Poems by Edgar Allan Poe

The 20th Century
The beginning of the 20th Century saw the US sending troops to WWI, dance away in the roaring Twenties and then struggle through the Great Depression. For some reason, everyone was also always moving to Paris. Luckily, they all also wrote some of our most beloved books.

The Sound and the Fury by William Faulkner
Falkner’s brilliant take on modernism and stream-of-consciousness takes us through the lives of four intersecting characters in the Deep South.

Of Mice and Men by John Steinbeck
Taking its title from the Robert Burn’s poem To A Mouse (“The best laid schemes o’ mice an’ men / Gang aft agley.”) is the heartbreaking tale of George and Lennie, of desperate migrant workers in the Great Depression, and a tortured friendship. Why did you do it George!?

A Farewell to Arms by Ernest Heminway
A dashing, injured lieutenant falls in love with his British nurse in this, Papa Hemingway’s bleakest novel. For this novel, Hemingway drew on his own experiences in war (as well as his notorious relationships with the ladies) and solidified his reputation to many as THE American writer of his generation.

The New Heavy Weights

Some of our favorite contemporary authors explore the depths of the human condition with lyrical beauty and grace. With impressive back catalogues, each book is better than the last and we can’t wait to see what they do next!

Mudwoman by Joyce Carol Oates
The latest novel from the prolific Joyce Carol Oates explores the high price of success in the life of one woman – the first female president of a lauded ivy league institution—and her hold upon her self-identity in the face of personal and professional demons.

The New Republic by Lionel Shriver
Having already written about violence in teenagers (We Need to Talk about Kevin) and the failures of the health care system (So Much for That), Lionel Shriver’s latest novel, The New Republic, tackles terrorism.

The Year of Magical Thinking by Joan Didion
Joan Didion’s extremely personal memoir of love and loss, The Year of Magical Thinking is heartbreaking and illuminating both at once.

Children’s Books

Some of the books we read as kids…and still read to wee worms today!

From the Mixed-up Files of Mrs. Basil E. Frankweiler by E.L. Konigsburg
The book that made a generation of kids (including director Wes Anderson) want to run away and live at the Museum of Natural History.

Nancy Drew Series
Forget CSI, Law & Order and all the other modern gumshoes. Nancy Drew is the detective we would call.

Charlotte’s Web by E.B. White
If your child suddenly stops eating bacon, it’s probably because of this amazing tale of Charlotte the spider and her crafty plan to save Wilbur the pig from slaughter.

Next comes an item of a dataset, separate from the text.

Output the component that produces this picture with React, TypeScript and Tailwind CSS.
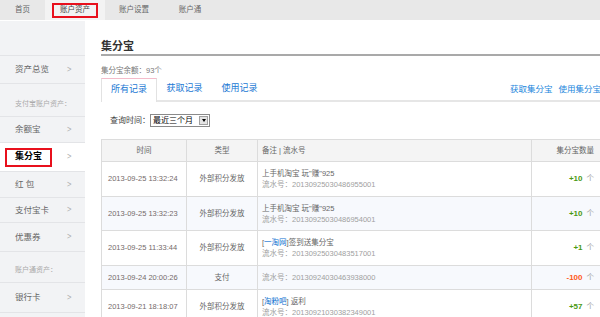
import React from 'react'

type Row = {
  time: string
  type: string
  remark?: React.ReactNode
  serial: string
  amount: string
  tone: 'plus' | 'minus'
  h: string
  alt?: boolean
}

const rows: Row[] = [
  {
    time: '2013-09-25 13:32:24',
    type: '外部积分发放',
    remark: '上手机淘宝 玩"赚"925',
    serial: '20130925030486955001',
    amount: '+10',
    tone: 'plus',
    h: 'h-[35px]'
  },
  {
    time: '2013-09-25 13:32:23',
    type: '外部积分发放',
    remark: '上手机淘宝 玩"赚"925',
    serial: '20130925030486954001',
    amount: '+10',
    tone: 'plus',
    h: 'h-[34px]',
    alt: true
  },
  {
    time: '2013-09-25 11:33:44',
    type: '外部积分发放',
    remark: (
      <>
        [<span className="text-[#0a6fd0]">一淘网</span>]签到送集分宝
      </>
    ),
    serial: '20130925030483517001',
    amount: '+1',
    tone: 'plus',
    h: 'h-[35px]'
  },
  {
    time: '2013-09-24 20:00:26',
    type: '支付',
    serial: '20130924030463938000',
    amount: '-100',
    tone: 'minus',
    h: 'h-[24px]',
    alt: true
  },
  {
    time: '2013-09-21 18:18:07',
    type: '外部积分发放',
    remark: (
      <>
        [<span className="text-[#0a6fd0]">淘粉吧</span>] 返利
      </>
    ),
    serial: '20130921030382349001',
    amount: '+57',
    tone: 'plus',
    h: 'h-[35px]'
  }
]

const SideItem = ({ label, active = false, h = 'h-[27px]' }: { label: string; active?: boolean; h?: string }) => (
  <div
    className={`flex items-center justify-between pl-[15px] pr-[12px] border-b border-[#e3e4e7] ${h} ${
      active ? 'bg-white' : ''
    }`}
  >
    {active ? (
      <span className="-ml-[10px] border-2 border-[#e8101c] px-[8px] h-[19px] flex items-center text-[9px] font-bold text-black">
        {label}
      </span>
    ) : (
      <span className="text-[8.5px] text-[#666]">{label}</span>
    )}
    <span className="text-[8px] text-[#b0b0b0] font-['DejaVu_Sans',sans-serif] scale-x-75">&gt;</span>
  </div>
)

const SideLabel = ({ label, h }: { label: string; h: string }) => (
  <div className={`flex items-end pb-[7px] pl-[15px] border-b border-[#e3e4e7] text-[7px] text-[#aaa] ${h}`}>
    {label}
  </div>
)

export default function App() {
  return (
    <div className="w-[600px] h-[317px] overflow-hidden bg-white font-['Liberation_Sans','Noto_Sans_CJK_SC',sans-serif] text-[#333]">
      <nav className="flex h-[20px] bg-[#e8e8e8] text-[7.5px] text-[#666]">
        <div className="w-[45px] flex items-center justify-center">首页</div>
        <div className="w-[60px] bg-[#f3f3f3] flex items-center justify-center">
          <span className="border-2 border-[#e8101c] h-[15px] px-[6px] flex items-center text-[#444]">账户资产</span>
        </div>
        <div className="w-[58px] flex items-center justify-center">账户设置</div>
        <div className="w-[54px] flex items-center justify-center">账户通</div>
      </nav>

      <div className="flex mt-px">
        <aside className="w-[85px] shrink-0 bg-[#f2f3f5] h-[296px]">
          <div className="h-[35px] border-b border-[#e3e4e7]" />
          <SideItem label="资产总览" h="h-[28px]" />
          <SideLabel label="支付宝账户资产：" h="h-[33px]" />
          <SideItem label="余额宝" h="h-[26px]" />
          <SideItem label="集分宝" active h="h-[29px]" />
          <SideItem label="红 包" h="h-[26px]" />
          <SideItem label="支付宝卡" h="h-[25px]" />
          <SideItem label="优惠券" h="h-[29px]" />
          <SideLabel label="账户通资产：" h="h-[31px]" />
          <SideItem label="银行卡" h="h-[30px]" />
        </aside>

        <main className="flex-1 pl-[16px]">
          <h1 className="pt-[18px] text-[11px] leading-[14px] font-bold text-[#333]">集分宝</h1>
          <div className="mt-px h-[2px] bg-[#a9a9a9]" />
          <p className="mt-[10px] text-[7.5px] leading-[10px] text-[#777]">集分宝余额：93个</p>

          <div className="mt-[2px] flex items-end justify-between border-b-2 border-[#e6e6e6]">
            <div className="flex text-[9px] text-[#1a78d4]">
              <div className="-mb-[2px] w-[56px] h-[24px] pb-[2px] bg-white border border-[#e2e2e2] border-t-[#f4bccb] border-b-0 flex items-center justify-center">
                所有记录
              </div>
              <div className="w-[55px] h-[22px] flex items-center justify-center">获取记录</div>
              <div className="w-[55px] h-[22px] flex items-center justify-center">使用记录</div>
            </div>
            <div className="flex gap-[6px] h-[22px] items-center text-[8.5px] text-[#1a86dc]">
              <span>获取集分宝</span>
              <span>使用集分宝</span>
            </div>
          </div>

          <div className="mt-[12px] flex items-center pl-[9px] h-[13px]">
            <span className="text-[8px] text-[#444] w-[40px]">查询时间：</span>
            <div className="w-[60px] h-[13px] border border-[#8a8a8a] flex items-center bg-white">
              <span className="flex-1 pl-[2px] text-[8px] leading-none text-black">最近三个月</span>
              <span className="w-[9px] h-[9px] mr-px bg-[#e4e4e4] border border-[#a0a0a0] flex items-center justify-center">
                <span className="w-0 h-0 border-l-[2.5px] border-r-[2.5px] border-t-[3px] border-l-transparent border-r-transparent border-t-black" />
              </span>
            </div>
          </div>

          <table className="mt-[12px] w-[499px] table-fixed border-collapse text-[7.5px]">
            <colgroup>
              <col className="w-[85px]" />
              <col className="w-[71px]" />
              <col className="w-[274px]" />
              <col className="w-[69px]" />
            </colgroup>
            <thead>
              <tr className="h-[22px] bg-[#f4f4f4] text-[#666]">
                <th className="border border-[#dcdcdc] font-normal text-center">时间</th>
                <th className="border border-[#dcdcdc] font-normal text-center">类型</th>
                <th className="border border-[#dcdcdc] font-normal text-left pl-[4px]">备注 | 流水号</th>
                <th className="border border-[#dcdcdc] font-normal text-right pr-[6px]">集分宝数量</th>
              </tr>
            </thead>
            <tbody>
              {rows.map((r) => (
                <tr key={r.serial} className={`${r.h} ${r.alt ? 'bg-[#f7f9fd]' : 'bg-white'}`}>
                  <td className="border border-[#dcdcdc] pl-[6px] text-[#746a6a] whitespace-nowrap">{r.time}</td>
                  <td className="border border-[#dcdcdc] text-center text-[#666]">{r.type}</td>
                  <td className="border border-[#dcdcdc] pl-[4px] leading-[11px]">
                    {r.remark && <div className="text-[#666]">{r.remark}</div>}
                    <div className="text-[#a0a0a0]">流水号：{r.serial}</div>
                  </td>
                  <td className="border border-[#dcdcdc] text-right pr-[6px] whitespace-nowrap">
                    <span
                      className={`font-bold text-[8px] ${r.tone === 'plus' ? 'text-[#4a9a12]' : 'text-[#ff5a1a]'}`}
                    >
                      {r.amount}
                    </span>
                    <span className="ml-[4px] text-[#999]">个</span>
                  </td>
                </tr>
              ))}
            </tbody>
          </table>
        </main>
      </div>
    </div>
  )
}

Who We’re Reading this Summer
Our summer reading lists have quite a few Americans we’re looking forard

The Leftovers by Tom Perrotta
After a ‘Rapture-like’ event, an American down comes to terms with how to deal with life after the end of the world.

Gone Girl by Gillian Flynn
“Marriage can be a real killer.” Told in chapters alternating between the perspective of a husband and wife, Gillian Flynn’s latest is a thrilling and terrifying story of a marriage gone very, very wrong.

The Newlyweds by Nell Freudenberger
“A story of love and marriage, secrets and betrayals, that takes us from the backyards of America to the back alleys and villages of Bangladesh.” Nell Freudenberger’s latest novel is a bitingly funny and powerful take on arranged marriage and the hiccups that ensue when East meets West.